As the number of object-oriented software systems increases, it becomes more important for organizations to maintain those systems effectively. However, currently only a small number of maintainability prediction models are available for object-oriented systems. This paper presents a Bayesian network maintainability prediction model for an object-oriented software system. The model is constructed using object-oriented metric data in Li and Henry's datasets, which were collected from two different object-oriented systems. Prediction accuracy of the model is evaluated and compared with commonly used regression-based models. The results suggest that the Bayesian network model can predict maintainability more accurately than the regression-based models for one system, and almost as accurately as the best regression-based model for the other system.

Introduction

It is arguable that many object-oriented (OO) software systems are currently in use.

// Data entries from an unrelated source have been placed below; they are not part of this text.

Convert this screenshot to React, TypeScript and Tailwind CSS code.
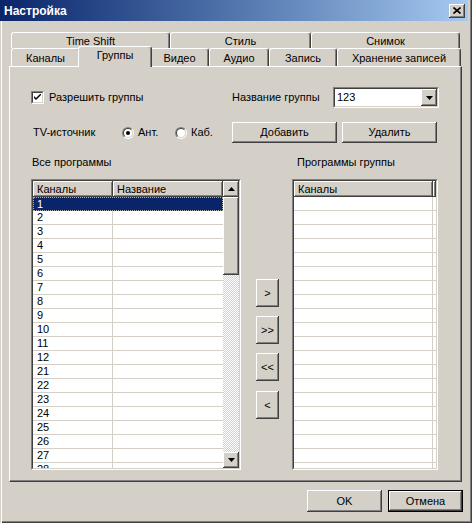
import React from 'react';

const raised =
  'bg-[#d4d0c8] shadow-[inset_-1px_-1px_0_#404040,inset_1px_1px_0_#ffffff,inset_-2px_-2px_0_#808080,inset_2px_2px_0_#d4d0c8]';
const sunkenOuter = 'border border-t-[#808080] border-l-[#808080] border-r-white border-b-white';
const sunkenInner = 'border border-t-[#404040] border-l-[#404040] border-r-[#d4d0c8] border-b-[#d4d0c8]';

const allChannels = ['1', '2', '3', '4', '5', '6', '7', '8', '9', '10', '11', '12', '21', '22', '23', '24', '25', '26', '27', '28'];

function Tab({ label, width, selected }: { label: string; width: string; selected?: boolean }) {
  if (selected) {
    return (
      <div
        className={`relative z-10 -mx-[2px] -mb-[1px] flex h-[21px] ${width} items-start justify-center rounded-t-[3px] border-t border-l border-r border-t-white border-l-white border-r-[#404040] bg-[#d4d0c8] pt-[3px] shadow-[inset_-1px_0_0_#808080]`}
      >
        {label}
      </div>
    );
  }
  return (
    <div
      className={`flex h-full ${width} items-center justify-center rounded-t-[3px] border-t border-l border-r border-t-white border-l-white border-r-[#404040] bg-[#d4d0c8] pt-[1px] shadow-[inset_-1px_0_0_#808080]`}
    >
      {label}
    </div>
  );
}

function WinButton({ children, className = '', isDefault }: { children: React.ReactNode; className?: string; isDefault?: boolean }) {
  return (
    <div className={`flex items-center justify-center ${isDefault ? 'border border-black' : ''} ${className}`}>
      <div className={`flex h-full w-full items-center justify-center ${raised}`}>{children}</div>
    </div>
  );
}

function Arrow({ dir }: { dir: 'up' | 'down' }) {
  return (
    <svg width="7" height="4" viewBox="0 0 7 4">
      {dir === 'up' ? <path d="M3.5 0 L7 4 L0 4 Z" fill="#000" /> : <path d="M0 0 L7 0 L3.5 4 Z" fill="#000" />}
    </svg>
  );
}

function Radio({ checked, label }: { checked?: boolean; label: string }) {
  return (
    <div className="flex items-center gap-[4px]">
      <div className="flex h-[12px] w-[12px] items-center justify-center rounded-full border border-t-[#808080] border-l-[#808080] border-r-white border-b-white">
        <div className="flex h-[10px] w-[10px] items-center justify-center rounded-full border border-t-[#404040] border-l-[#404040] border-r-[#d4d0c8] border-b-[#d4d0c8] bg-white">
          {checked && <div className="h-[4px] w-[4px] rounded-full bg-black" />}
        </div>
      </div>
      <span>{label}</span>
    </div>
  );
}

export default function App() {
  return (
    <div className="relative flex h-[523px] w-[472px] flex-col bg-[#d4d0c8] font-['Liberation_Sans',sans-serif] text-[11px] leading-none text-black shadow-[inset_1px_0_0_#d4d0c8,inset_2px_0_0_#ffffff,inset_-1px_-1px_0_#404040,inset_-2px_-2px_0_#808080]">
      {/* title bar */}
      <div className="flex h-[21px] w-[468px] items-center justify-between bg-gradient-to-r from-[#0a246a] to-[#a6caf0] pl-[4px] pr-[3px]">
        <span className="text-[12px] font-bold text-white">Настройка</span>
        <div className={`flex h-[14px] w-[16px] items-center justify-center ${raised}`}>
          <svg width="8" height="7" viewBox="0 0 8 7">
            <path d="M0.5 0.5 L7.5 6.5 M7.5 0.5 L0.5 6.5" stroke="#000" strokeWidth="1.6" />
          </svg>
        </div>
      </div>

      {/* tabs */}
      <div className="ml-[11px] mt-[11px] flex h-[16px]">
        <Tab label="Time Shift" width="w-[159px]" />
        <Tab label="Стиль" width="w-[141px]" />
        <Tab label="Снимок" width="w-[149px]" />
      </div>
      <div className="ml-[11px] flex h-[18px] items-end">
        <Tab label="Каналы" width="w-[69px]" />
        <Tab label="Группы" width="w-[74px]" selected />
        <Tab label="Видео" width="w-[59px]" />
        <Tab label="Аудио" width="w-[60px]" />
        <Tab label="Запись" width="w-[68px]" />
        <Tab label="Хранение записей" width="w-[124px]" />
      </div>

      {/* panel */}
      <div className="ml-[9px] flex h-[416px] w-[453px] flex-col border-t border-l border-r border-b border-t-white border-l-white border-r-[#404040] border-b-[#404040] shadow-[inset_-1px_-1px_0_#808080]">
        <div className="ml-[21px] mt-[20px] flex h-[21px] items-center">
          <div className="flex w-[201px] items-center gap-[5px]">
            <div className={`flex h-[13px] w-[13px] ${sunkenOuter}`}>
              <div className={`flex h-full w-full items-center justify-center bg-white ${sunkenInner}`}>
                <svg width="7" height="7" viewBox="0 0 7 7">
                  <path d="M0 2 L0 4 L2 6 L7 1 L7 -1 L2 4 Z" fill="#000" />
                </svg>
              </div>
            </div>
            <span>Разрешить группы</span>
          </div>
          <span className="w-[101px]">Название группы</span>
          <div className={`flex h-[21px] w-[106px] ${sunkenOuter}`}>
            <div className={`flex h-full w-full items-center bg-white ${sunkenInner}`}>
              <span className="flex-1 pl-[2px]">123</span>
              <div className={`flex h-[17px] w-[16px] items-center justify-center ${raised}`}>
                <Arrow dir="down" />
              </div>
            </div>
          </div>
        </div>

        <div className="ml-[23px] mt-[14px] flex h-[21px] items-center">
          <span className="w-[89px]">TV-источник</span>
          <div className="w-[53px]">
            <Radio checked label="Ант." />
          </div>
          <div className="w-[57px]">
            <Radio label="Каб." />
          </div>
          <WinButton className="h-[21px] w-[105px]">Добавить</WinButton>
          <WinButton className="ml-[5px] h-[21px] w-[95px]">Удалить</WinButton>
        </div>

        <div className="ml-[22px] mt-[12px] flex h-[14px] items-center">
          <span className="w-[265px]">Все программы</span>
          <span>Программы группы</span>
        </div>

        <div className="ml-[21px] mt-[10px] flex h-[291px]">
          {/* all programs list */}
          <div className={`flex h-full w-[210px] ${sunkenOuter}`}>
            <div className={`flex h-full w-full overflow-hidden bg-white ${sunkenInner}`}>
              <div className="flex flex-1 flex-col overflow-hidden">
                <div className="flex h-[16px] shrink-0">
                  <div className={`flex w-[80px] items-center pl-[4px] ${raised}`}>Каналы</div>
                  <div className={`flex flex-1 items-center pl-[4px] ${raised}`}>Название</div>
                </div>
                {allChannels.map((ch, i) =>
                  i === 0 ? (
                    <div
                      key={ch}
                      className="flex h-[14px] shrink-0 bg-[#0a246a] text-white outline-1 -outline-offset-1 outline-dotted outline-[#b0b0b0]"
                    >
                      <div className="flex w-[80px] items-center pl-[4px]">{ch}</div>
                      <div className="flex-1" />
                    </div>
                  ) : (
                    <div key={ch} className="flex h-[14px] shrink-0 border-b border-[#d4d0c8]">
                      <div className="flex w-[80px] items-center border-r border-[#d4d0c8] pl-[4px]">{ch}</div>
                      <div className="flex-1" />
                    </div>
                  ),
                )}
              </div>
              <div className="flex w-[16px] flex-col bg-[image:repeating-conic-gradient(#d4d0c8_0_25%,#ffffff_0_50%)] bg-[length:2px_2px]">
                <div className={`flex h-[16px] items-center justify-center ${raised}`}>
                  <Arrow dir="up" />
                </div>
                <div className={`h-[78px] ${raised}`} />
                <div className="flex-1" />
                <div className={`flex h-[16px] items-center justify-center ${raised}`}>
                  <Arrow dir="down" />
                </div>
              </div>
            </div>
          </div>

          {/* move buttons */}
          <div className="ml-[15px] flex w-[23px] flex-col pt-[100px]">
            <WinButton className="h-[28px]">&gt;</WinButton>
            <WinButton className="mt-[9px] h-[28px]">&gt;&gt;</WinButton>
            <WinButton className="mt-[9px] h-[28px]">&lt;&lt;</WinButton>
            <WinButton className="mt-[10px] h-[28px]">&lt;</WinButton>
          </div>

          {/* group programs list */}
          <div className={`ml-[13px] flex h-full w-[146px] ${sunkenOuter}`}>
            <div className={`flex h-full w-full flex-col overflow-hidden bg-white ${sunkenInner}`}>
              <div className="flex h-[16px] shrink-0">
                <div className={`flex w-[139px] items-center pl-[4px] ${raised}`}>Каналы</div>
                <div className={`flex-1 ${raised}`} />
              </div>
              {allChannels.map((ch) => (
                <div key={ch} className="flex h-[14px] shrink-0 border-b border-[#d4d0c8]">
                  <div className="w-[139px] border-r border-[#d4d0c8]" />
                </div>
              ))}
            </div>
          </div>
        </div>
      </div>

      {/* footer */}
      <div className="mt-[8px] flex justify-end gap-[6px] pr-[9px]">
        <WinButton className="h-[22px] w-[75px]">OK</WinButton>
        <WinButton className="h-[22px] w-[75px]" isDefault>
          Отмена
        </WinButton>
      </div>
    </div>
  );
}
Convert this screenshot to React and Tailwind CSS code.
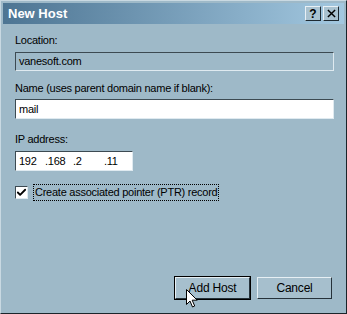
import { Check } from 'lucide-react';

const font = { fontFamily: '"Liberation Sans", Arial, sans-serif' };

const sunken = 'border-t border-l border-t-[#3c4a52] border-l-[#3c4a52] border-b border-r border-b-[#dfeaf0] border-r-[#dfeaf0]';

const TitleButton = ({ children }) => (
  <span className="flex h-[15px] w-[16px] items-center justify-center border border-t-[#e8f0f5] border-l-[#e8f0f5] border-b-[#1e2a32] border-r-[#1e2a32] bg-[#a9c2d0] text-[12px] font-bold leading-none text-black">
    {children}
  </span>
);

const Button = ({ children, isDefault }) => (
  <button
    type="button"
    className={`relative flex h-[22px] w-[75px] items-center justify-center bg-[#a6bfcd] text-[12px] tracking-[-0.2px] text-black ${isDefault ? 'outline outline-1 outline-black' : ''} border border-t-[#e6eff4] border-l-[#e6eff4] border-b-[#26323a] border-r-[#26323a]`}
  >
    {children}
    {isDefault && (
      // mouse pointer captured in the screenshot
      <svg viewBox="0 0 12 19" className="absolute left-[10px] top-[11px] h-[19px] w-[12px]">
        <path d="M0.5 0.5v15l3.5-3.5 2.5 6 2.2-1-2.5-5.8h5z" fill="white" stroke="black" strokeWidth="1" strokeLinejoin="round" />
      </svg>
    )}
  </button>
);

export default function App() {
  return (
    <div style={font} className="flex h-[314px] w-[347px] flex-col overflow-hidden border border-t-[#c9d9e2] border-l-[#c9d9e2] border-b-[#1a242a] border-r-[#1a242a] bg-[#9eb9c8]">
      <div className="mx-[2px] mt-[2px] flex h-[21px] items-center justify-between bg-gradient-to-r from-[#4d7593] to-[#a3c8e0] pl-[5px] pr-[5px]">
        <span className="text-[13px] font-bold text-white">New Host</span>
        <div className="flex gap-[2px]">
          <TitleButton>?</TitleButton>
          <TitleButton>
            <svg viewBox="0 0 10 10" className="h-[9px] w-[9px]" stroke="black" strokeWidth="1.6">
              <path d="M1 1 9 9M9 1 1 9" />
            </svg>
          </TitleButton>
        </div>
      </div>

      <div className="flex flex-1 flex-col px-[14px] pt-[9px] text-[11px] tracking-[-0.25px] text-black">
        <label className="leading-[14px]">Location:</label>
        <div className={`mt-[5px] flex h-[19px] w-[319px] items-center px-[3px] ${sunken}`}>vanesoft.com</div>

        <label className="mt-[10px] leading-[14px]">Name (uses parent domain name if blank):</label>
        <div className={`mt-[4px] flex h-[20px] w-[319px] items-center bg-white px-[3px] ${sunken}`}>mail</div>

        <label className="mt-[13px] leading-[14px]">IP address:</label>
        <div className={`mt-[5px] flex h-[20px] w-[118px] items-center bg-white px-[3px] ${sunken}`}>
          <span className="w-[26px]">192</span>
          <span className="w-[28px]">.168</span>
          <span className="w-[31px]">.2</span>
          <span>.11</span>
        </div>

        <div className="mt-[13px] flex items-center gap-[5px]">
          <span className={`flex h-[13px] w-[13px] items-center justify-center bg-white ${sunken}`}>
            <Check className="h-[11px] w-[11px]" strokeWidth={4} color="black" />
          </span>
          <span className="border border-dotted border-black px-[1px] leading-[15px]">Create associated pointer (PTR) record</span>
        </div>

        <div className="mt-auto mb-[14px] flex justify-end gap-[7px]">
          <Button isDefault>Add Host</Button>
          <Button>Cancel</Button>
        </div>
      </div>
    </div>
  );
}
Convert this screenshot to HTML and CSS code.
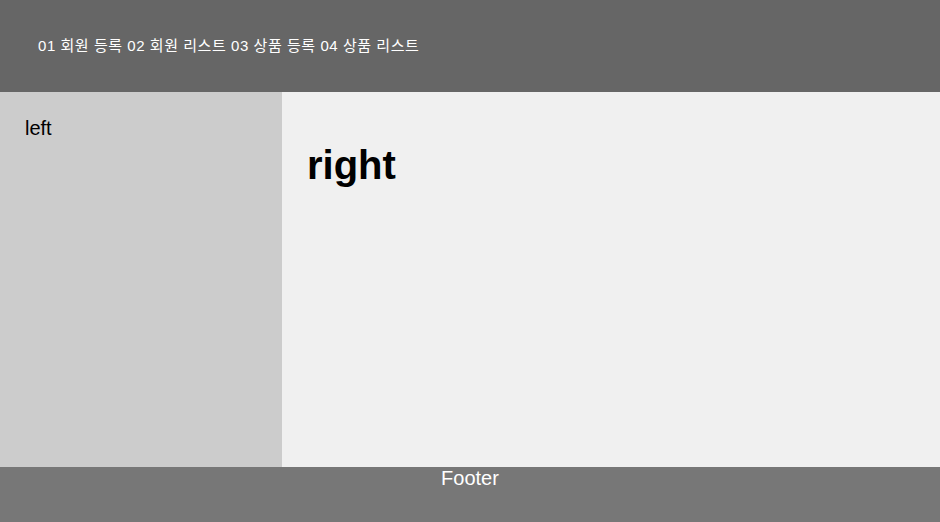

It is also arguable that the growing popularity of OO programming languages, such as Java, as well as the increasing number of software development tools supporting the Unified Modelling Language (UML), encourages more OO systems to be developed at present and in the future. Hence it is important that those systems are maintained effectively and efficiently. A software maintainability prediction model enables organizations to predict maintainability of a software system and assists them with managing maintenance resource. In addition, if an accurate maintainability prediction model is available for a software system, a defensive design can be adopted. This would minimize, or at least reduce future maintenance effort of the system. Maintainability of a software system can be measured in different ways. In this paper, maintainability is measured as the number of changes made to the code during a maintenance period. Alternatively, maintainability may be measured as effort to make those changes. When maintainability is measured as effort, the predictive model is called a maintenance effort prediction model. It is unfortunate that the number of software maintainability prediction models including maintenance effort prediction models, is currently very small in the literature.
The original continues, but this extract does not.